Chernobyl children have a ball during Stourbridge visit

Children from Chernobyl enjoyed a visit to Wollaston Tennis Club. L-r Nataliya Plechko, head coach Richard Cartwright, Vita Pashkevich, Kseniya Puzynya, Tima Mikahnyuk and Dima Protasevich. Buy this photo: 331416LA.

Children from Chernobyl enjoyed a visit to Wollaston Tennis Club. L-r Nataliya Plechko, head coach Richard Cartwright, Vita Pashkevich, Kseniya Puzynya, Tima Mikahnyuk and Dima Protasevich. Buy this photo: 331416LA. Buy this photo

First published in News

YOUNGSTERS from Belarus were served up a treat at Wollaston Tennis Club as part of this year's Chernobyl Children's Lifeline visit.

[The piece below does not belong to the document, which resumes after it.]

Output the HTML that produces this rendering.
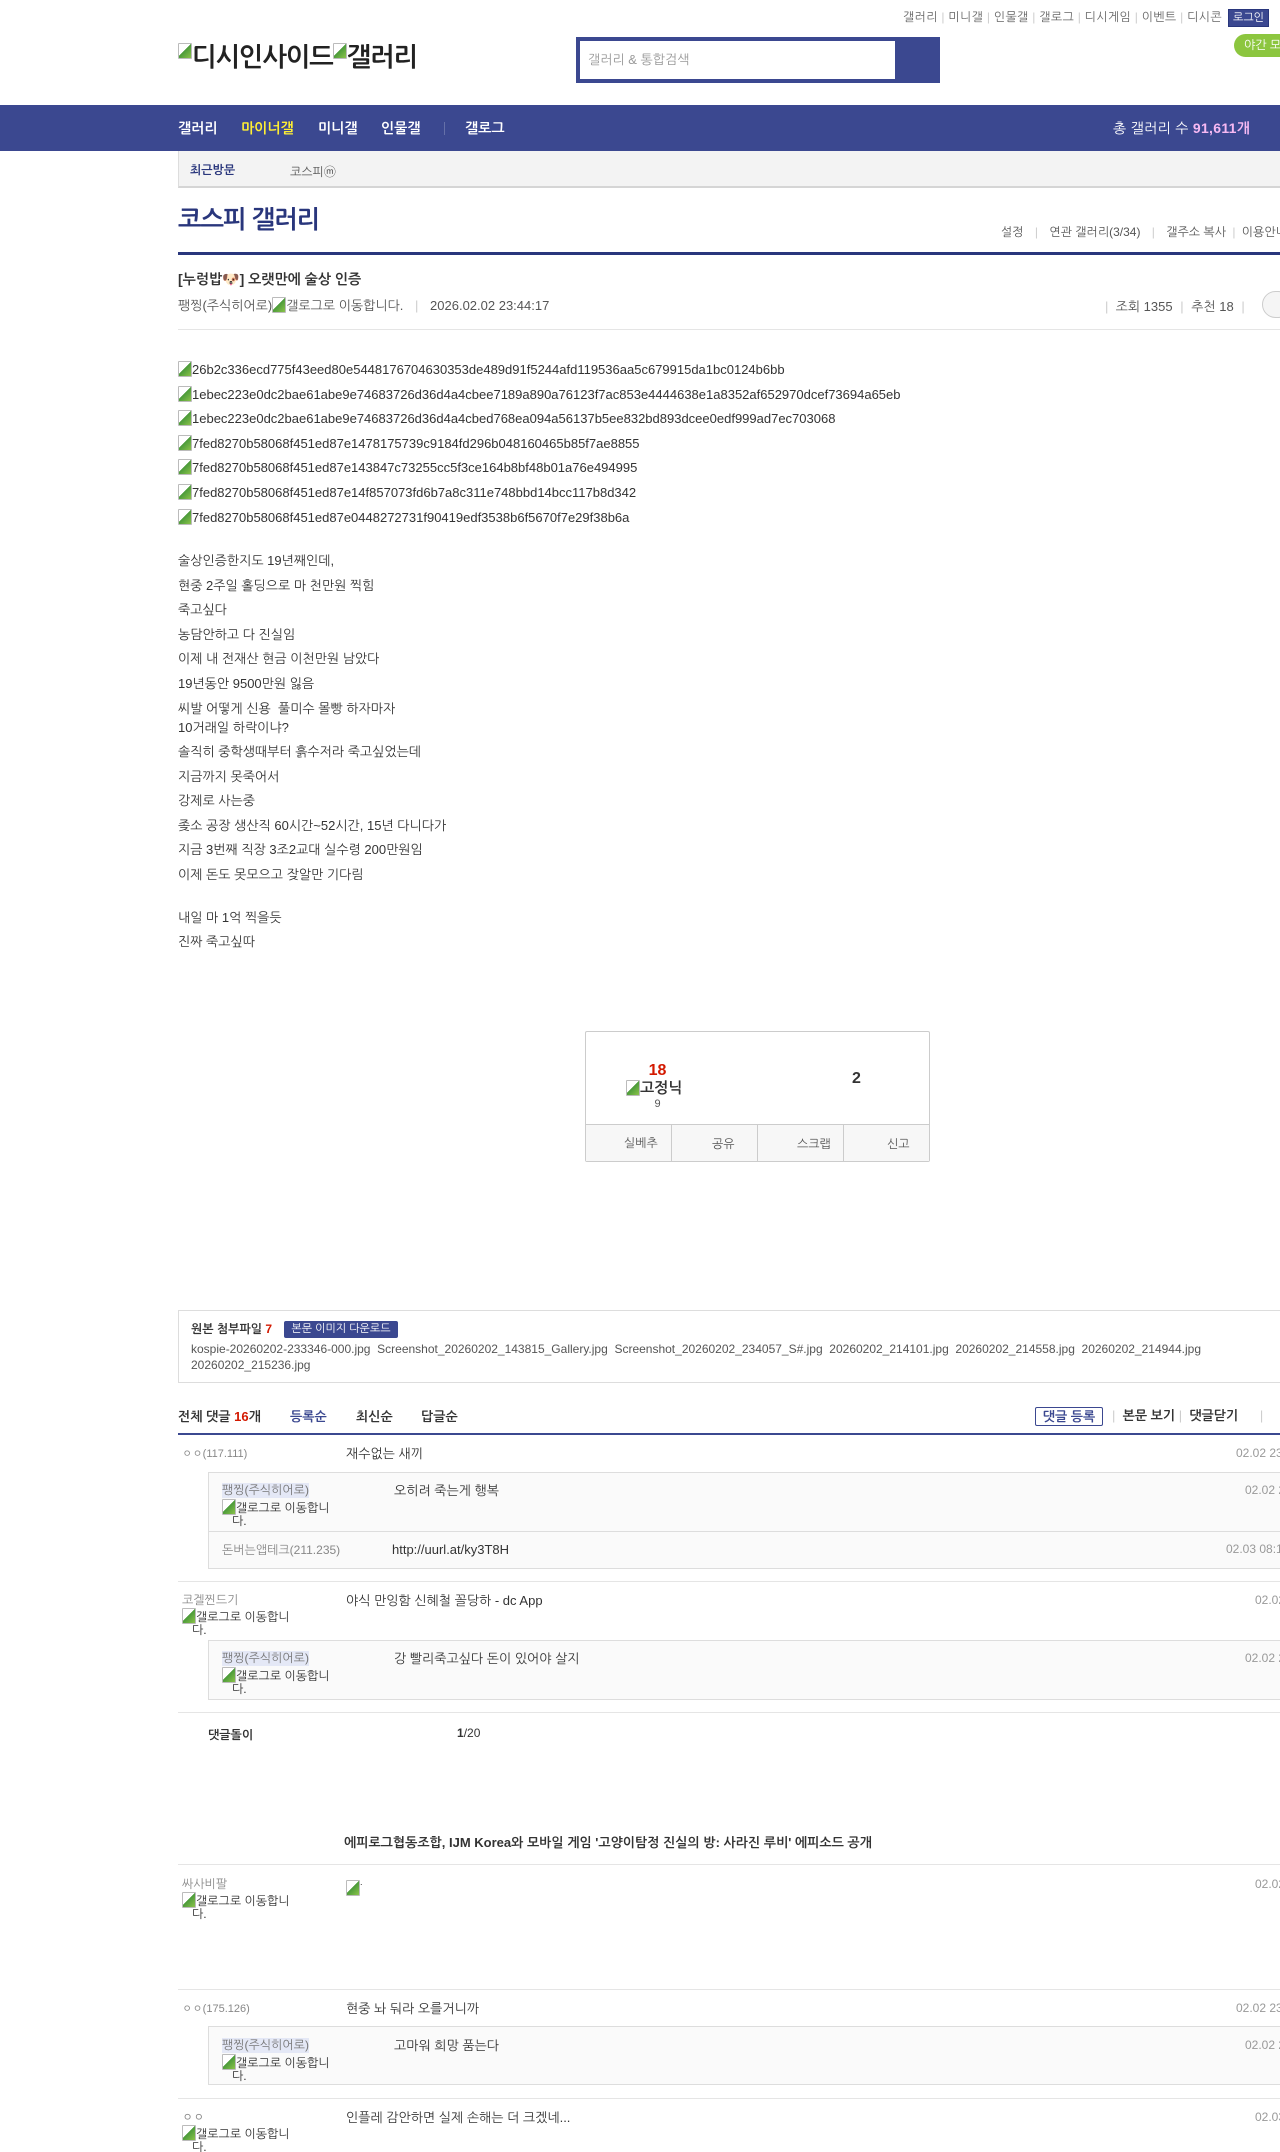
<!DOCTYPE html>
<html><head><meta charset="utf-8">
<style>
*{margin:0;padding:0;box-sizing:border-box}
html,body{width:1280px;height:2152px;overflow:hidden;background:#fff}
body{position:relative;font-family:"Liberation Sans","NanumGothic","Noto Sans CJK KR",sans-serif;color:#333;font-size:13px}
.a{position:absolute;white-space:nowrap}
.bi{display:inline-block;width:14px;height:16px;vertical-align:-3px;border:1px solid #bbb;border-radius:1px;background:linear-gradient(135deg,#fff 45%,#4a9a3a 46%,#8bc34a 100%)}
.g{color:#777}
.ln{position:absolute;left:178px;right:0;height:1px;background:#e5e5e5}
.nick2{background:#e4e8f6;color:#777;font-size:12px}
.rbox{position:absolute;left:208px;right:-10px;background:#fafafa;border:1px solid #ddd}
.alt{position:absolute;width:130px;white-space:normal;font-size:12px;line-height:13px;color:#333}
</style></head><body>
<div class="a g" style="left:903px;top:10px;font-size:12px;letter-spacing:0.3px;color:#666">갤러리 <span style="color:#ccc">|</span> 미니갤 <span style="color:#ccc">|</span> 인물갤 <span style="color:#ccc">|</span> 갤로그 <span style="color:#ccc">|</span> 디시게임 <span style="color:#ccc">|</span> 이벤트 <span style="color:#ccc">|</span> 디시콘</div>
<div class="a" style="left:1228px;top:9px;width:41px;height:18px;background:#3b4890;border:1px solid #29367c;color:#fff;font-size:11px;text-align:center;line-height:16px">로그인</div>
<div class="a" style="left:1234px;top:34px;width:60px;height:23px;background:#8cc63f;border-radius:12px;color:#fff;font-size:12px;line-height:23px;padding-left:10px">야간 모드</div>
<div class="a" style="left:178px;top:42px;font-size:26px;font-weight:bold;color:#222;letter-spacing:-1px"><span class="bi" style="vertical-align:7px"></span>디시인사이드<span class="bi" style="vertical-align:7px"></span>갤러리</div>
<div class="a" style="left:576px;top:37px;width:364px;height:46px;background:#3b4890"></div>
<div class="a" style="left:580px;top:41px;width:315px;height:38px;background:#fff;color:#999;font-size:13px;line-height:38px;padding-left:8px">갤러리 &amp; 통합검색</div>
<div class="a" style="left:0;top:105px;width:1280px;height:46px;background:#3b4890"></div>
<div class="a" style="left:178px;top:120px;color:#fff;font-size:14px;font-weight:bold">갤러리</div>
<div class="a" style="left:241px;top:120px;color:#ffef33;font-size:14px;font-weight:bold">마이너갤</div>
<div class="a" style="left:318px;top:120px;color:#fff;font-size:14px;font-weight:bold">미니갤</div>
<div class="a" style="left:381px;top:120px;color:#fff;font-size:14px;font-weight:bold">인물갤</div>
<div class="a" style="left:444px;top:122px;width:1px;height:13px;background:#6570a8"></div>
<div class="a" style="left:465px;top:120px;color:#fff;font-size:14px;font-weight:bold">갤로그</div>
<div class="a" style="left:1113px;top:120px;color:#fff;font-size:14px;letter-spacing:0.3px">총 갤러리 수 <b style="color:#f7b9f3">91,611개</b></div>
<div class="a" style="left:178px;top:151px;width:1110px;height:37px;background:#f3f3f3;border-left:1px solid #ddd;border-bottom:2px solid #d5d5d5"></div>
<div class="a" style="left:190px;top:163px;font-size:12px;font-weight:bold;color:#29367c">최근방문</div>
<div class="a" style="left:290px;top:163px;font-size:12px;color:#555">코스피ⓜ</div>
<div class="a" style="left:178px;top:206px;font-size:25px;font-weight:bold;color:#29367c;letter-spacing:-1px">코스피 갤러리</div>
<div class="a" style="left:1001px;top:225px;font-size:12px;color:#555">설정 <span style="color:#ccc;margin:0 8px">|</span> 연관 갤러리(3/34) <span style="color:#ccc;margin:0 8px">|</span> 갤주소 복사 <span style="color:#ccc;margin:0 3px">|</span> 이용안내</div>
<div class="a" style="left:178px;top:252px;width:1110px;height:3px;background:#29367c"></div>
<div class="a" style="left:178px;top:271px;font-size:14px;font-weight:bold;color:#333">[누렁밥<span style="color:#c8742a">🐶</span>] 오랫만에 술상 인증</div>
<div class="a" style="left:178px;top:297px;font-size:13px;color:#555">팽찡(주식히어로)<span class="bi"></span>갤로그로 이동합니다. <span style="color:#ccc;margin:0 8px">|</span> 2026.02.02 23:44:17</div>
<div class="a" style="left:1105px;top:299px;font-size:13px;color:#555"><span style="color:#ccc">|</span>&nbsp; 조회 1355 <span style="color:#ccc;margin:0 4px">|</span> 추천 18 <span style="color:#ccc;margin:0 4px">|</span></div>
<div class="a" style="left:1262px;top:291px;width:30px;height:27px;border:1px solid #ccc;border-radius:14px;background:#f5f5f5"></div>
<div class="ln" style="top:329px"></div>
<div class="a" style="left:178px;top:358px;font-size:13px;line-height:24.6px;color:#333">
<div><span class="bi"></span>26b2c336ecd775f43eed80e5448176704630353de489d91f5244afd119536aa5c679915da1bc0124b6bb</div>
<div><span class="bi"></span>1ebec223e0dc2bae61abe9e74683726d36d4a4cbee7189a890a76123f7ac853e4444638e1a8352af652970dcef73694a65eb</div>
<div><span class="bi"></span>1ebec223e0dc2bae61abe9e74683726d36d4a4cbed768ea094a56137b5ee832bd893dcee0edf999ad7ec703068</div>
<div><span class="bi"></span>7fed8270b58068f451ed87e1478175739c9184fd296b048160465b85f7ae8855</div>
<div><span class="bi"></span>7fed8270b58068f451ed87e143847c73255cc5f3ce164b8bf48b01a76e494995</div>
<div><span class="bi"></span>7fed8270b58068f451ed87e14f857073fd6b7a8c311e748bbd14bcc117b8d342</div>
<div><span class="bi"></span>7fed8270b58068f451ed87e0448272731f90419edf3538b6f5670f7e29f38b6a</div>
</div>
<div class="a" style="left:178px;top:549px;font-size:13px;line-height:24.5px;color:#333">
<div>술상인증한지도 19년째인데,</div>
<div>현중 2주일 홀딩으로 마 천만원 찍힘</div>
<div>죽고싶다</div>
<div>농담안하고 다 진실임</div>
<div>이제 내 전재산 현금 이천만원 남았다</div>
<div>19년동안 9500만원 잃음</div>
<div style="line-height:19px;padding-top:3px;padding-bottom:3px">씨발 어떻게 신용&nbsp; 풀미수 몰빵 하자마자<br>10거래일 하락이냐?</div>
<div>솔직히 중학생때부터 흙수저라 죽고싶었는데</div>
<div>지금까지 못죽어서</div>
<div>강제로 사는중</div>
<div>좆소 공장 생산직 60시간~52시간, 15년 다니다가</div>
<div>지금 3번째 직장 3조2교대 실수령 200만원임</div>
<div>이제 돈도 못모으고 잦알만 기다림</div>
<div>&nbsp;</div>
<div style="margin-top:-6px">내일 마 1억 찍을듯</div>
<div>진짜 죽고싶따</div>
</div>
<div class="a" style="left:585px;top:1031px;width:345px;height:131px;border:1px solid #ccc;border-radius:2px"></div>
<div class="a" style="left:586px;top:1124px;width:343px;height:37px;background:#f7f7f7;border-top:1px solid #ccc"></div>
<div class="a" style="left:671px;top:1124px;width:1px;height:37px;background:#ccc"></div>
<div class="a" style="left:757px;top:1124px;width:1px;height:37px;background:#ccc"></div>
<div class="a" style="left:843px;top:1124px;width:1px;height:37px;background:#ccc"></div>
<div class="a" style="left:625px;top:1062px;width:65px;text-align:center;font-size:16px;font-weight:bold;color:#d31900">18</div>
<div class="a" style="left:626px;top:1080px;font-size:15px;font-weight:bold;color:#333"><span class="bi"></span>고정닉</div>
<div class="a" style="left:625px;top:1098px;width:65px;text-align:center;font-size:11px;color:#555">9</div>
<div class="a" style="left:852px;top:1070px;font-size:16px;font-weight:bold;color:#333">2</div>
<div class="a" style="left:624px;top:1136px;font-size:12px;color:#555">실베추</div>
<div class="a" style="left:712px;top:1137px;font-size:12px;color:#555">공유</div>
<div class="a" style="left:797px;top:1137px;font-size:12px;color:#555">스크랩</div>
<div class="a" style="left:887px;top:1137px;font-size:12px;color:#555">신고</div>
<div class="a" style="left:178px;top:1310px;width:1120px;height:73px;border:1px solid #ddd"></div>
<div class="a" style="left:191px;top:1322px;font-size:12px;font-weight:bold;color:#333">원본 첨부파일 <span style="color:#d31900">7</span></div>
<div class="a" style="left:284px;top:1321px;width:114px;height:17px;background:#3b4890;color:#fff;font-size:11px;text-align:center;line-height:17px;border-radius:2px">본문 이미지 다운로드</div>
<div class="a" style="left:191px;top:1341px;font-size:12px;color:#555;line-height:16px">kospie-20260202-233346-000.jpg&nbsp; Screenshot_20260202_143815_Gallery.jpg&nbsp; Screenshot_20260202_234057_S#.jpg&nbsp; 20260202_214101.jpg&nbsp; 20260202_214558.jpg&nbsp; 20260202_214944.jpg<br>20260202_215236.jpg</div>
<div class="a" style="left:178px;top:1409px;font-size:13px;font-weight:bold;color:#333">전체 댓글 <span style="color:#d31900">16</span>개</div>
<div class="a" style="left:290px;top:1409px;font-size:13px;font-weight:bold;color:#3b4890">등록순</div>
<div class="a" style="left:356px;top:1409px;font-size:13px;font-weight:bold;color:#333">최신순</div>
<div class="a" style="left:421px;top:1409px;font-size:13px;font-weight:bold;color:#333">답글순</div>
<div class="a" style="left:1035px;top:1407px;width:68px;height:19px;border:1px solid #3b4890;border-radius:2px;font-size:13px;font-weight:bold;color:#3b4890;text-align:center;line-height:17px">댓글 등록</div>
<div class="a" style="left:1112px;top:1408px;font-size:13px;font-weight:bold;color:#333"><span style="color:#ccc;font-weight:normal">|</span>&nbsp; 본문 보기 <span style="color:#ccc;font-weight:normal">|</span>&nbsp; 댓글닫기 &nbsp; &nbsp; &nbsp;<span style="color:#ccc;font-weight:normal">|</span></div>
<div class="a" style="left:178px;top:1433px;width:1110px;height:2px;background:#3b4890"></div>
<div class="a" style="left:182px;top:1447px;font-size:11px;color:#888">ㅇㅇ(117.111)</div>
<div class="a" style="left:346px;top:1446px;font-size:13px">재수없는 새끼</div>
<div class="a" style="left:1236px;top:1446px;font-size:12px;color:#999">02.02 23:50:11</div>
<div class="rbox" style="top:1472px;height:97px"></div>
<div class="a" style="left:209px;top:1531px;width:1080px;height:1px;background:#ddd"></div>
<div class="a nick2" style="left:222px;top:1483px">팽찡(주식히어로)</div>
<div class="alt" style="left:222px;top:1499px"><span class="bi"></span>갤로그로 이동합니<br>&nbsp; &nbsp;다.</div>
<div class="a" style="left:394px;top:1483px;font-size:13px">오히려 죽는게 행복</div>
<div class="a" style="left:1245px;top:1483px;font-size:12px;color:#999">02.02 23:52</div>
<div class="a" style="left:222px;top:1543px;font-size:12px;color:#888">돈버는앱테크(211.235)</div>
<div class="a" style="left:392px;top:1542px;font-size:13px">http://uurl.at/ky3T8H</div>
<div class="a" style="left:1226px;top:1542px;font-size:12px;color:#999">02.03 08:16:20</div>
<div class="ln" style="top:1581px"></div>
<div class="a" style="left:182px;top:1593px;font-size:12px;color:#888">코겔찐드기</div>
<div class="alt" style="left:182px;top:1608px"><span class="bi"></span>갤로그로 이동합니<br>&nbsp; &nbsp;다.</div>
<div class="a" style="left:346px;top:1593px;font-size:13px">야식 만잉함 신혜철 꼴당하 - dc App</div>
<div class="a" style="left:1255px;top:1593px;font-size:12px;color:#999">02.02 23:55</div>
<div class="rbox" style="top:1640px;height:60px"></div>
<div class="a nick2" style="left:222px;top:1651px">팽찡(주식히어로)</div>
<div class="alt" style="left:222px;top:1667px"><span class="bi"></span>갤로그로 이동합니<br>&nbsp; &nbsp;다.</div>
<div class="a" style="left:394px;top:1651px;font-size:13px">강 빨리죽고싶다 돈이 있어야 살지</div>
<div class="a" style="left:1245px;top:1651px;font-size:12px;color:#999">02.02 23:56</div>
<div class="ln" style="top:1712px"></div>
<div class="a" style="left:208px;top:1728px;font-size:12px;font-weight:bold">댓글돌이</div>
<div class="a" style="left:457px;top:1726px;font-size:12px"><b>1</b>/20</div>
<div class="a" style="left:344px;top:1835px;font-size:13px;font-weight:bold">에피로그협동조합, IJM Korea와 모바일 게임 '고양이탐정 진실의 방: 사라진 루비' 에피소드 공개</div>
<div class="ln" style="top:1864px"></div>
<div class="a" style="left:182px;top:1877px;font-size:12px;color:#888">싸사비팔</div>
<div class="alt" style="left:182px;top:1892px"><span class="bi"></span>갤로그로 이동합니<br>&nbsp; &nbsp;다.</div>
<div class="a" style="left:346px;top:1877px"><span class="bi"></span><span style="font-size:9px;vertical-align:8px">.</span></div>
<div class="a" style="left:1255px;top:1877px;font-size:12px;color:#999">02.02 23:58</div>
<div class="ln" style="top:1989px"></div>
<div class="a" style="left:182px;top:2002px;font-size:11px;color:#888">ㅇㅇ(175.126)</div>
<div class="a" style="left:346px;top:2001px;font-size:13px">현중 놔 둬라 오를거니까</div>
<div class="a" style="left:1236px;top:2001px;font-size:12px;color:#999">02.02 23:59:02</div>
<div class="rbox" style="top:2026px;height:59px"></div>
<div class="a nick2" style="left:222px;top:2038px">팽찡(주식히어로)</div>
<div class="alt" style="left:222px;top:2054px"><span class="bi"></span>갤로그로 이동합니<br>&nbsp; &nbsp;다.</div>
<div class="a" style="left:394px;top:2038px;font-size:13px">고마워 희망 품는다</div>
<div class="a" style="left:1245px;top:2038px;font-size:12px;color:#999">02.02 23:59</div>
<div class="ln" style="top:2098px"></div>
<div class="a" style="left:182px;top:2110px;font-size:12px;color:#888">ㅇㅇ</div>
<div class="alt" style="left:182px;top:2125px"><span class="bi"></span>갤로그로 이동합니<br>&nbsp; &nbsp;다.</div>
<div class="a" style="left:346px;top:2110px;font-size:13px">인플레 감안하면 실제 손해는 더 크겠네...</div>
<div class="a" style="left:1255px;top:2110px;font-size:12px;color:#999">02.03 00:01</div>
</body></html>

Each year the long-running charity brings over a group of children to the Stourbridge area so they can spend a month breathing in clean air and eating good food to help boost their immune systems.

A group of 20 children and two cancer-stricken adults, still battling the effects of the nuclear disaster, have been enjoying an action-packed visit including a trip to the club, on Prestwood Drive, last weekend.

Organiser Ann Becke, said: "They really enjoyed their visit to the tennis club, they played games, had a bit of tennis coaching and then a barbecue.

"Members had also collected clothing for them, which was wonderful.

"They've had a lovely time so far, we've visited Stourport, Warwick Castle and Dudley Zoo and there's much more planned before they return."

The visit is not all fun and games for the youngsters, who also receive crucial health checks, during their visit, free of charge.

Bhandal's Dental Practice in Heath Lane, Oldswinford, gave the youngster's teeth a once over, provided them with goody bags and carried out any work required and they also received an eye test at Specsavers, Stourbridge.

Terry Tam, store director, said: "This is the third year that we’ve had a group supported by Chernobyl Children visit the store. Our opticians carry out eye examinations and if they need glasses, we supply these for free.

"It is the least we can do to help them, as back in Belarus, eye care is out of reach for most families."